I taught her there are things that are wrong and there are things that are right. There are things I don’t like and there are things I like. And whether I like things or not has no impact on the rightness or wrongness of things. It was very important to me that she know she could like things I didn’t like. And she learned that. I did most of the clothing shopping with her as she was growing up. She would try things on and ask my opinion of them. I was very honest. “I think that shirt is ugly.” “Well, I’m going to get it anyway.” “Alright.” I think she actually based her decision on whether to get clothing on whether I liked it. If I didn’t like it, that meant it was something to buy. Of course, there were those items where I said she couldn’t buy them. Things like shirts with a playboy bunny on them. Those were wrong things, not things I just didn’t like. It was important to me that she learned opinions are opinions and everyone has the right to his or her own opinion.

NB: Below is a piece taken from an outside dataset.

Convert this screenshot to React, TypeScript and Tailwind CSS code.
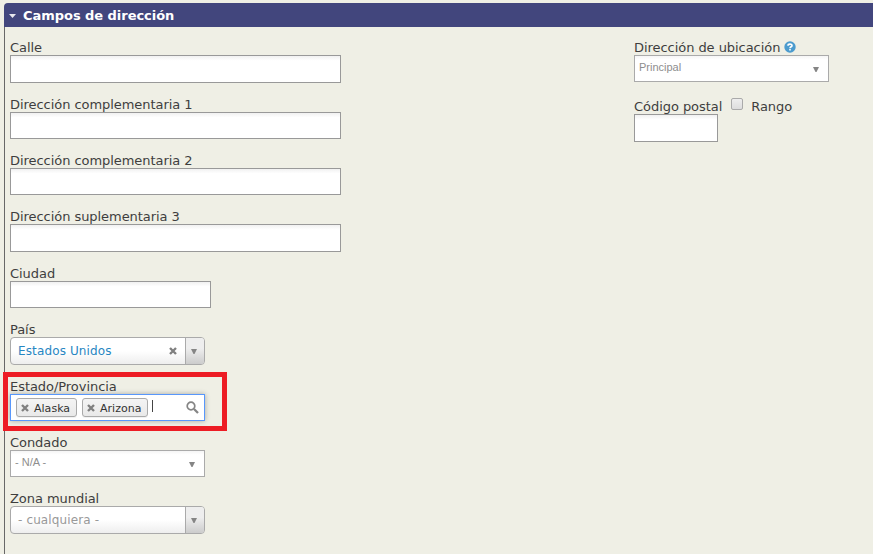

I also taught her about the sliding scale of “you’re not allowed to, I don’t want you to, I don’t care either way, I want you to, you have to.” “I don’t want you to” meant she was allowed to but I’d rather she didn’t. It also meant the final decision was hers and there would be no repercussions in making the decision I didn’t want her to make.

There is no easy way to close off this sort of meandering and it has already gotten too long so I’ll just close it by saying I think I did a pretty good job of raising up an independent-minded young adult who can discern right from wrong and avoid most of the peer pressure. Or more accurately, I hope I did.